Once you’ve discussed your individual goals and financial situation, the next step is to set joint financial goals. Collaborative goal setting ensures that both partners or family members are working toward objectives that benefit everyone. These goals could range from short-term plans, like saving for a family vacation, to long-term goals, such as planning for retirement or funding a child’s education.

  • How to Set Collaborative Goals:
    • Identify common goals that align with both your values and priorities. For example, if both partners want to buy a home, saving for a down payment could be a joint goal.
    • Apply the SMART framework (Specific, Measurable, Achievable, Relevant, Time-bound) to your joint goals to ensure they are clear and actionable.
    • Be mindful of each person’s financial strengths and weaknesses when setting goals. This helps you set realistic and attainable goals together.
    • Example: Tom and Emily’s Joint Savings Goal – Tom and Emily wanted to save for their children’s college education. After discussing their finances, they set a collaborative goal to contribute $300 each month to a 529 plan for the next five years. By applying the SMART framework, they created a clear, actionable plan that supported their long-term objective.

3. Shared Responsibilities: Divide and Conquer

When it comes to achieving financial goals, dividing responsibilities can make the process smoother and more efficient. Each partner or family member can focus on different aspects of the financial plan based on their strengths and expertise. Sharing responsibilities also helps create a sense of teamwork, ensuring that both parties contribute to the success of the plan.

  • How to Share Financial Responsibilities:
    • Divide financial tasks based on each person’s strengths and interests. For example, one person might manage the household budget, while the other focuses on researching investments or finding ways to reduce expenses.
    • Create a shared financial calendar to keep track of important deadlines, such as bill payments, savings contributions, or debt repayment schedules.
    • Regularly check in with each other to ensure that all responsibilities are being fulfilled and that progress is being made toward your joint goals.
    • Example: Sophia’s and Carlos’s Shared Roles – Sophia took responsibility for managing the household budget and tracking their monthly expenses, while Carlos handled their investments and retirement savings. By dividing tasks, they were able to work more efficiently toward their financial goals.

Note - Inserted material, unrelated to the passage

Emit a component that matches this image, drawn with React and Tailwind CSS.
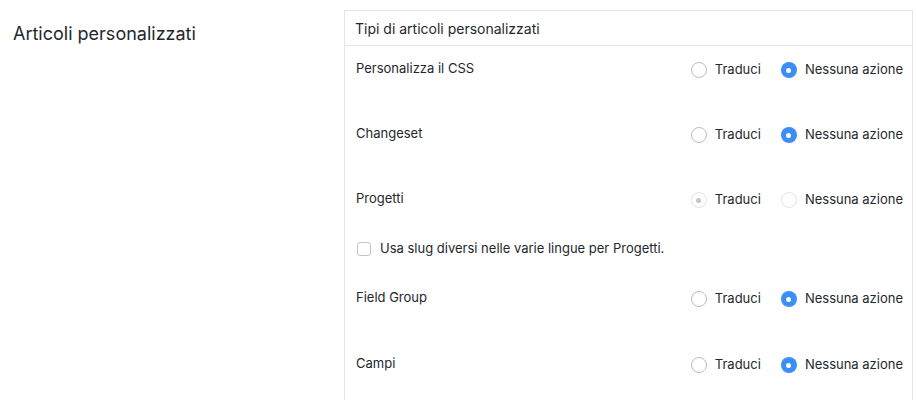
import React from "react";

const rows = [
  { label: "Personalizza il CSS", value: "none" },
  { label: "Changeset", value: "none" },
  { label: "Progetti", value: "translate", disabled: true, slug: true },
  { label: "Field Group", value: "none", tall: true },
  { label: "Campi", value: "none" },
];

function Radio({ checked, disabled, label }) {
  let circle = "border border-[#bdbdbd] bg-white";
  if (checked && !disabled) circle = "bg-[#3b8ef5]";
  if (disabled) circle = "border border-[#e3e3e3] bg-white";
  return (
    <label className="flex items-center gap-[8px]">
      <span
        className={`w-[16px] h-[16px] rounded-full flex items-center justify-center ${circle}`}
      >
        {checked && (
          <span
            className={`w-[5px] h-[5px] rounded-full ${
              disabled ? "bg-[#c4c4c4]" : "bg-white"
            }`}
          />
        )}
      </span>
      <span>{label}</span>
    </label>
  );
}

function Row({ row }) {
  return (
    <div
      className={`pl-[11px] pr-[9px] pt-[13px] ${
        row.tall ? "pb-[33px]" : "pb-[32px]"
      }`}
    >
      <div className="flex items-center justify-between h-[20px]">
        <span>{row.label}</span>
        <div className="flex items-center gap-[20px] translate-y-[1px]">
          <Radio
            label="Traduci"
            checked={row.value === "translate"}
            disabled={row.disabled}
          />
          <Radio
            label="Nessuna azione"
            checked={row.value === "none"}
            disabled={row.disabled}
          />
        </div>
      </div>
      {row.slug && (
        <div className="flex items-center gap-[9px] mt-[30px] -mb-[16px] h-[20px]">
          <span className="w-[14px] h-[14px] ml-[1px] rounded-[3px] border border-[#c4c4c4] bg-white" />
          <span>Usa slug diversi nelle varie lingue per Progetti.</span>
        </div>
      )}
    </div>
  );
}

export default function App() {
  return (
    <div
      className="w-[916px] h-[400px] bg-white text-[#23282d] flex overflow-hidden"
      style={{ fontFamily: "Inter, 'Helvetica Neue', Arial, sans-serif" }}
    >
      <div className="w-[344px] shrink-0 pl-[13px] pt-[21px]">
        <h2 className="text-[18px] leading-[26px]">Articoli personalizzati</h2>
      </div>
      <div className="mt-[10px] w-[569px] shrink-0 self-start pb-[40px] border border-[#e5e5e5] text-[13px]">
        <div className="h-[35px] border-b border-[#e5e5e5] flex items-center px-[10px] text-[14px]">
          Tipi di articoli personalizzati
        </div>
        {rows.map((r) => (
          <Row key={r.label} row={r} />
        ))}
      </div>
    </div>
  );
}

4. Regular Check-ins: Monitor Progress and Adjust as Needed

Just like individual goals, joint financial goals should be regularly reviewed and adjusted as needed. Scheduling regular check-ins helps ensure that both partners or family members are staying on track, making necessary adjustments, and celebrating progress together. These meetings also provide an opportunity to address any changes in financial circumstances, such as income fluctuations or unexpected expenses.

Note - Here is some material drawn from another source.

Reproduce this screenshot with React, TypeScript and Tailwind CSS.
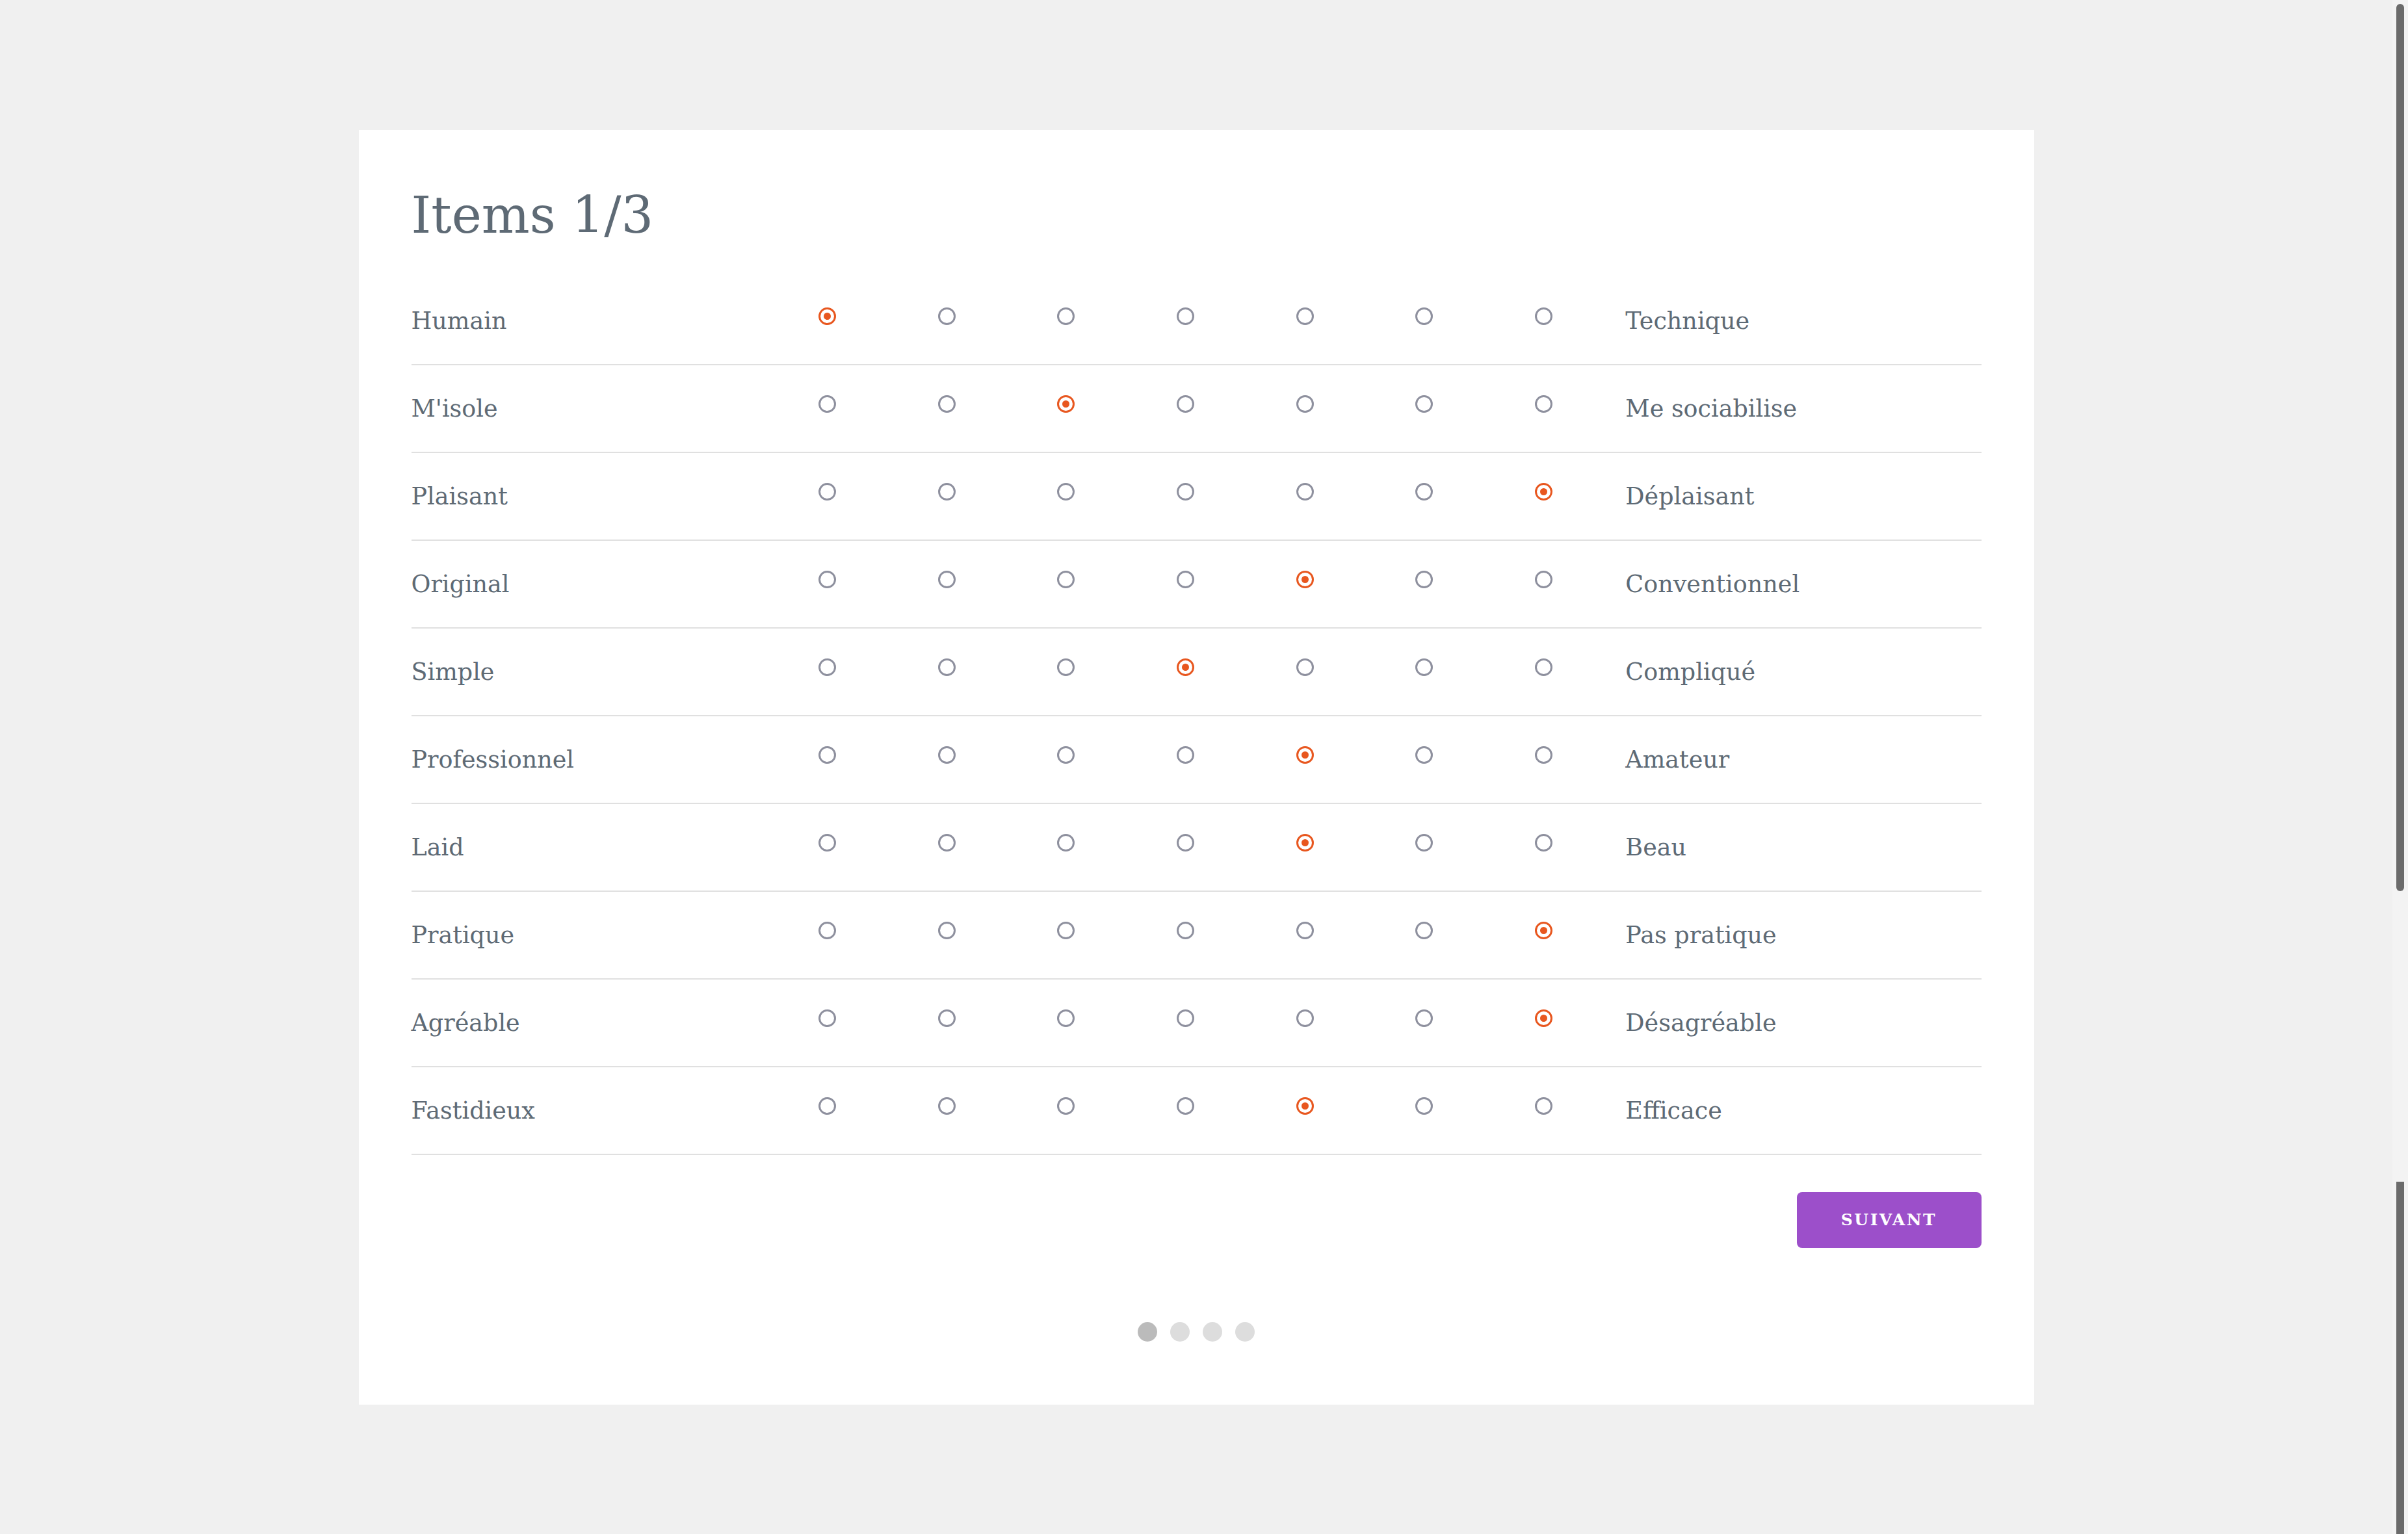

  • How to Conduct Regular Check-ins:
    • Schedule monthly or quarterly financial check-ins to discuss progress on your goals, review your budget, and make adjustments if needed.
    • Use this time to celebrate small wins, such as reaching a savings milestone or paying off a portion of debt, to stay motivated.
    • If you encounter challenges, work together to find solutions, whether that means adjusting your timeline, revising your budget, or reprioritizing your goals.
    • Example: Emily and Tom’s Monthly Check-ins – Emily and Tom scheduled monthly financial check-ins to review their progress toward their college savings goal. During each meeting, they discussed any changes in income or expenses and adjusted their savings plan if necessary. These check-ins kept them accountable and ensured that both were actively contributing to their financial goals.

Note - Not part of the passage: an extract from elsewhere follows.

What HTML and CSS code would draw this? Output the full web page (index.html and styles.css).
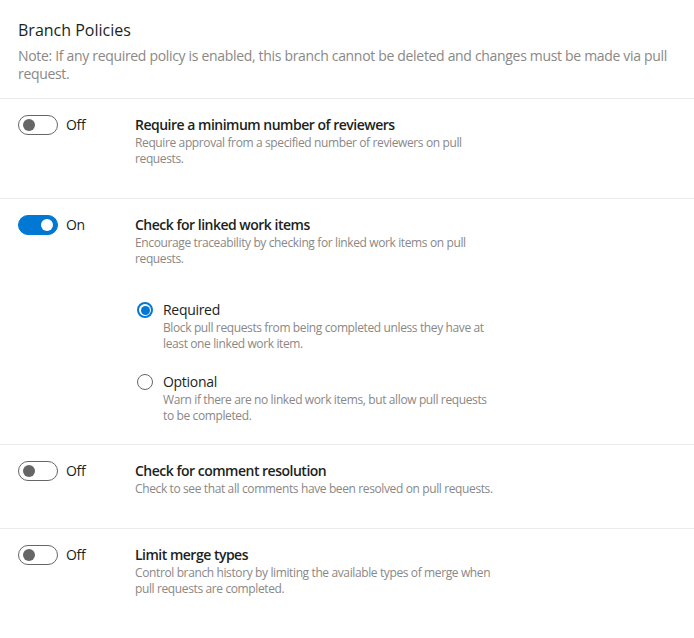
FILE: index.html
```html
<!DOCTYPE html>
<html lang="en">
<head>
<meta charset="utf-8">
<title>Branch Policies</title>
<link rel="stylesheet" href="styles.css">
</head>
<body>
<div class="page">
  <header class="header">
    <h1 class="title">Branch Policies</h1>
    <p class="note">Note: If any required policy is enabled, this branch cannot be deleted and changes must be made via pull request.</p>
  </header>

  <section class="row">
    <div class="switch-col">
      <span class="toggle"><span class="knob"></span></span>
      <span class="toggle-text">Off</span>
    </div>
    <div class="body">
      <div class="row-title">Require a minimum number of reviewers</div>
      <div class="desc">Require approval from a specified number of reviewers on pull requests.</div>
    </div>
  </section>

  <section class="row row-options">
    <div class="switch-col">
      <span class="toggle on"><span class="knob"></span></span>
      <span class="toggle-text">On</span>
    </div>
    <div class="body">
      <div class="row-title">Check for linked work items</div>
      <div class="desc">Encourage traceability by checking for linked work items on pull requests.</div>
      <div class="options">
        <div class="option">
          <span class="radio checked"><span class="dot"></span></span>
          <div class="option-body">
            <div class="option-label">Required</div>
            <div class="desc option-desc">Block pull requests from being completed unless they have at least one linked work item.</div>
          </div>
        </div>
        <div class="option">
          <span class="radio"></span>
          <div class="option-body">
            <div class="option-label">Optional</div>
            <div class="desc option-desc">Warn if there are no linked work items, but allow pull requests to be completed.</div>
          </div>
        </div>
      </div>
    </div>
  </section>

  <section class="row">
    <div class="switch-col">
      <span class="toggle"><span class="knob"></span></span>
      <span class="toggle-text">Off</span>
    </div>
    <div class="body">
      <div class="row-title">Check for comment resolution</div>
      <div class="desc">Check to see that all comments have been resolved on pull requests.</div>
    </div>
  </section>

  <section class="row last">
    <div class="switch-col">
      <span class="toggle"><span class="knob"></span></span>
      <span class="toggle-text">Off</span>
    </div>
    <div class="body">
      <div class="row-title">Limit merge types</div>
      <div class="desc">Control branch history by limiting the available types of merge when pull requests are completed.</div>
    </div>
  </section>
</div>
</body>
</html>
```

FILE: styles.css
```css
* { box-sizing: border-box; }

html, body {
  margin: 0;
  padding: 0;
  background: #ffffff;
}

body {
  font-family: "Open Sans", "Noto Sans", "Liberation Sans", sans-serif;
  color: #201f1e;
  -webkit-font-smoothing: antialiased;
}

.page {
  width: 694px;
}

.header {
  padding: 19px 18px 15px 18px;
  border-bottom: 1px solid #eaeaea;
}

.title {
  margin: 0;
  font-size: 16px;
  font-weight: 400;
  line-height: 22px;
  color: #201f1e;
}

.note {
  margin: 6px 0 0 0;
  font-size: 14px;
  line-height: 18px;
  letter-spacing: -0.32px;
  color: #8a8886;
}

.row {
  display: flex;
  padding: 16px 18px 31px 18px;
  border-bottom: 1px solid #eaeaea;
}

.row.row-options {
  padding-bottom: 20px;
}

.row.last {
  border-bottom: none;
}

.switch-col {
  width: 117px;
  flex: none;
  display: flex;
  align-items: center;
  height: 20px;
}

.toggle {
  position: relative;
  width: 40px;
  height: 20px;
  border: 1px solid #666666;
  border-radius: 10px;
  background: #ffffff;
  flex: none;
}

.toggle .knob {
  position: absolute;
  top: 3px;
  left: 4px;
  width: 12px;
  height: 12px;
  border-radius: 50%;
  background: #666666;
}

.toggle.on {
  background: #0078d4;
  border-color: #0078d4;
}

.toggle.on .knob {
  left: auto;
  right: 4px;
  background: #ffffff;
}

.toggle-text {
  margin-left: 8px;
  font-size: 14px;
  line-height: 20px;
  letter-spacing: -0.3px;
  color: #201f1e;
}

.body {
  flex: 1;
}

.row-title {
  font-size: 14px;
  font-weight: 600;
  line-height: 20px;
  letter-spacing: -0.5px;
  color: #201f1e;
}

.desc {
  max-width: 366px;
  font-size: 12px;
  line-height: 16px;
  letter-spacing: -0.38px;
  color: #8a8886;
}

.options {
  padding-top: 13px;
}

.option {
  display: flex;
  margin-top: 20px;
  padding-left: 2px;
}

.radio {
  position: relative;
  flex: none;
  width: 16px;
  height: 16px;
  margin-top: 2px;
  border: 1px solid #666666;
  border-radius: 50%;
  background: #ffffff;
}

.radio.checked {
  border: 2px solid #0078d4;
}

.radio .dot {
  position: absolute;
  top: 1.5px;
  left: 1.5px;
  width: 9px;
  height: 9px;
  border-radius: 50%;
  background: #0078d4;
}

.option-body {
  margin-left: 10px;
}

.option-label {
  font-size: 14px;
  line-height: 20px;
  letter-spacing: -0.3px;
  color: #201f1e;
}

.option-desc {
  max-width: 330px;
}
```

Action Step: Initiate a Financial Discussion

If you share finances with a partner or family member, start a conversation about your financial goals. Here’s how to initiate the discussion and set collaborative financial goals:

  1. Discuss Your Individual Goals:
    Share your personal financial priorities and what you hope to achieve. This helps each partner understand the other’s financial mindset.
  2. Set Joint Goals:
    Identify common financial goals that benefit both of you. Use the SMART framework to make your goals specific, measurable, achievable, relevant, and time-bound.
  3. Divide Responsibilities:
    Agree on who will handle specific financial tasks, such as budgeting, saving, investing, or paying bills. Make sure both partners have a clear role in achieving your joint goals.
  4. Schedule Regular Check-ins:
    Set a schedule for financial check-ins to monitor progress, make adjustments, and celebrate your achievements together.

Conclusion

Setting financial goals with a partner or family members requires open communication, collaboration, and shared responsibility. By working together to define joint financial goals, dividing tasks based on each person’s strengths, and scheduling regular check-ins to review progress, you can build a strong financial foundation for the future. Whether you’re saving for a home, paying off debt, or planning for a family vacation, working together ensures that everyone is aligned and contributing to shared financial success.

Reflection Questions:

  1. What are some shared financial goals that you and your partner or family could work toward together?
  2. How can dividing financial responsibilities help you achieve your goals more efficiently?
  3. How often do you plan to schedule financial check-ins to stay on track and adjust your goals as needed?